Newcomers will be buying into BofA shares at a price-to-earnings ratio of less than 12. Perhaps the more compelling reason to jump into that value name right now, however, is its current dividend yield of nearly 2.7%.

Intel

Finally, add Intel (INTC -9.20%) to your list of value stocks to buy and hold for years.

Technology stocks typically don't qualify as value stocks. And for years, this one wouldn't have. Due to a combination of time, size, and a streak of disappointing developmental missteps, though, Intel shares have underperformed their way to a value status. While the stock's immediate forward-looking price-to-earnings ratio of 31 is a bit frothy, the more normalized per-share earnings of $2.24 projected for next year translates into a P/E of less than 20. That's oddly low for a tech name of this ilk. Perhaps more importantly, this brewing profit improvement finally reflects Intel's long-pent-up potential.

Intel is still the leading name in computer processors, for the record. But, names like Nvidia and Advanced Micro Devices have significantly turned up the competitive pressure on the corporate as well as the consumer fronts. Intel wasn't quite ready for the rapid rise of these rivals. Underscoring this challenge is Intel's storied struggle to begin mass producing 7 nanometer chips... a stumble many investors haven't seemed willing to forget.

The past few months arguably marked a turning point for Intel, however. Not only did it introduce its first processors with built-in AI acceleration tech late last year, but just last month the company announced a deal with Microsoft to manufacture a custom-designed chip for the software giant.
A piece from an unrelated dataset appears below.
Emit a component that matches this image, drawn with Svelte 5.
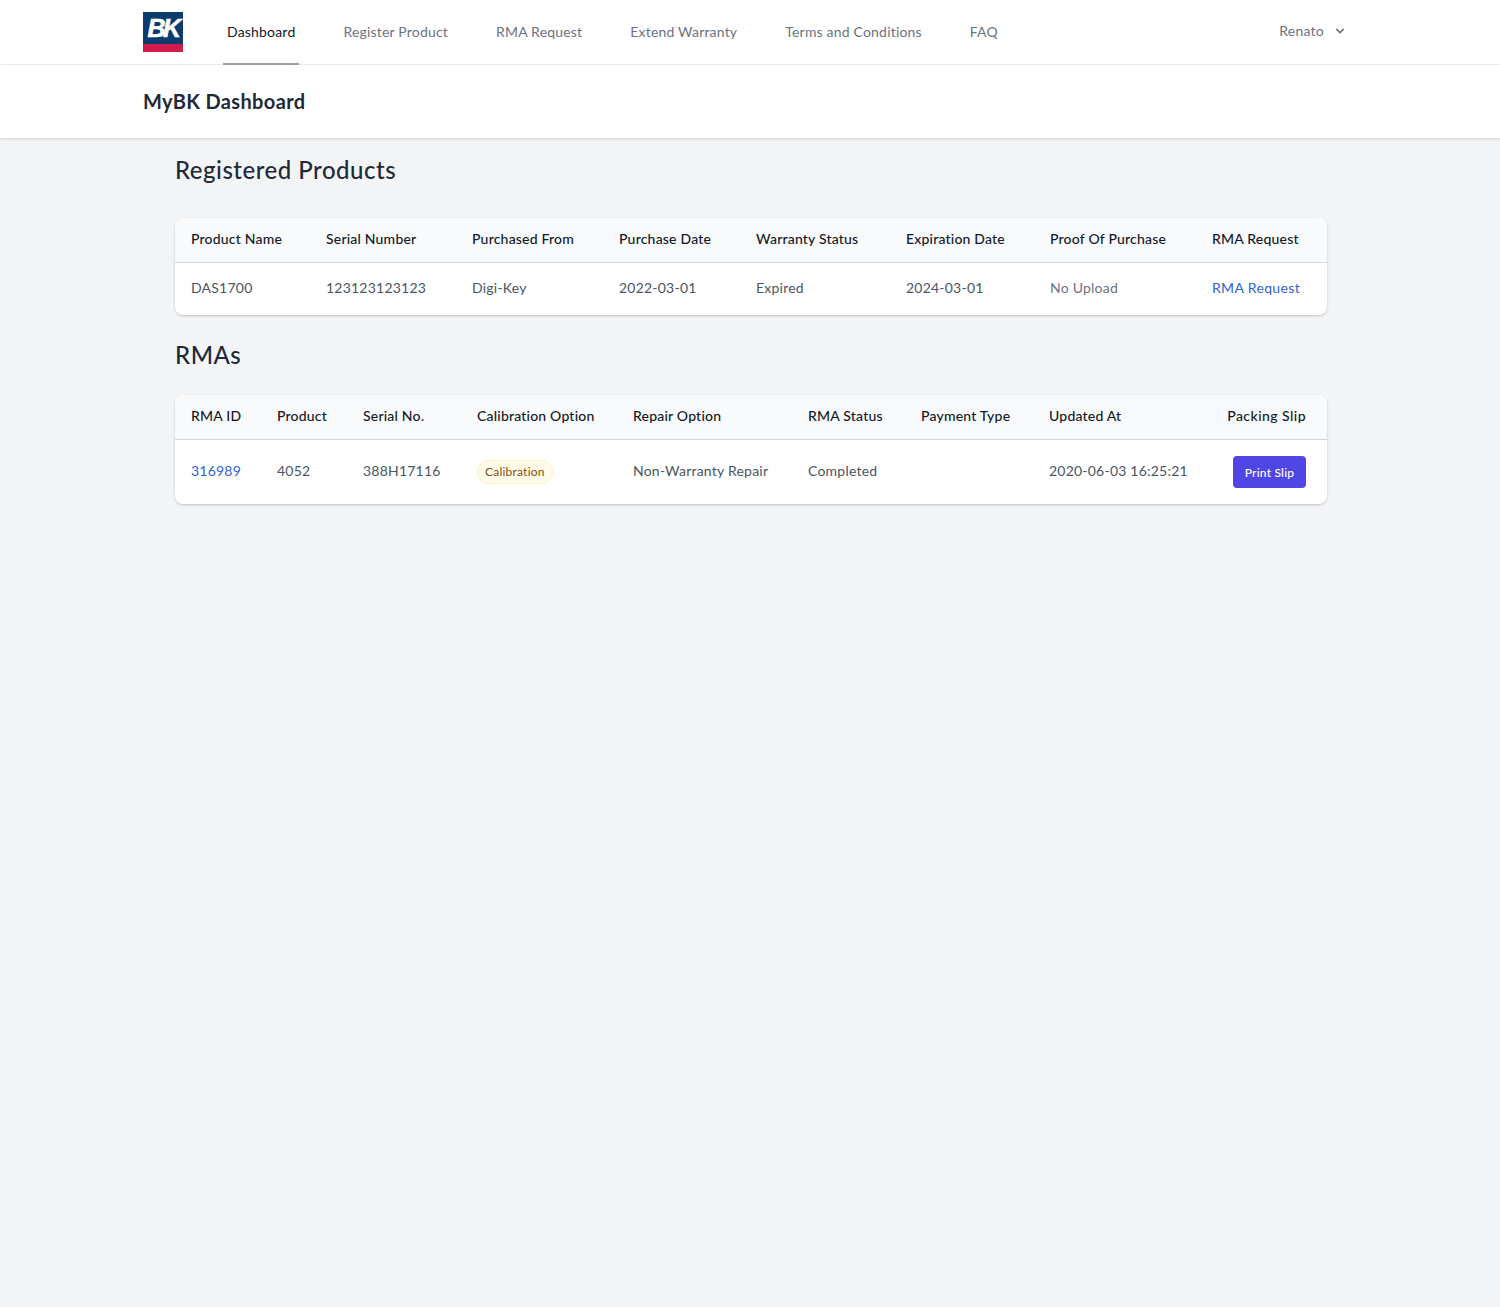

This is the first major (publicized, anyway) customer for the chipmaker's nascent contract-manufacturing business.

Although it could take years before Intel's foundry business is a serious threat to third-party manufacturing powerhouse Taiwan Semiconductor, this is an incredible opportunity materializing at the same time Intel's own branded chips are finally spurring buyer interest again. The market doesn't appear to be pricing this quiet tailwind in yet.